Under pressure from ministers, anxious not to have their target-related policies discredited by a key official, the chief inspector swiftly backpedalled. But he had sparked a controversy which shows no sign of dying down, partly because his doubts are shared by a number of teachers.
Today in The TES, Nick Tate, chief executive of the QCA, defends the tests (letters, page 20); and Chris Whetton, of the National Foundation for Educational Research, explains the lengths to which the NFER goes to make them as reliable and valid as possible (Platform, page 17).
This rich brew has been intensified by this week's publication of three reports on OFSTED itself. There is much in the findings to please Mr Woodhead - but they tend to focus on attitudes to inspection rather than the central question: how valid and reliable are his own inspectors' verdicts?

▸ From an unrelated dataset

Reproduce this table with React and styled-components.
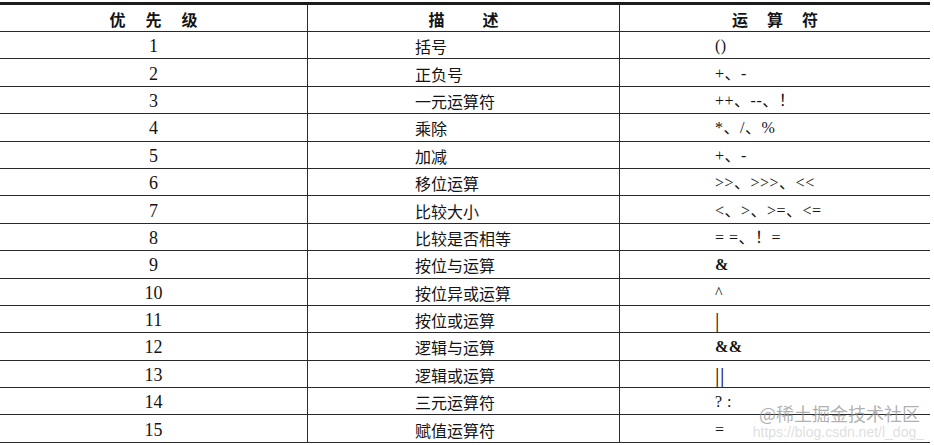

Establishing such reliability is a complex task - especially since both our systems for evaluating schools have to perform too many functions. The SATs not only generate performance tables (which themselves have several purposes), but are supposed to inform parents and teachers about children's progress and chart national trends.
The main aim of inspection reports (which in any case draw heavily on test results) is to inform parents, but other objectives include identifying failing schools and inadequate teachers, school improvement, adding to a database of good practice, and providing a general picture of what's happening in our schools.
Much hard thinking is still required as to how these two forms of evaluation can be improved and further validated. But this does not mean that either of them is "rubbish".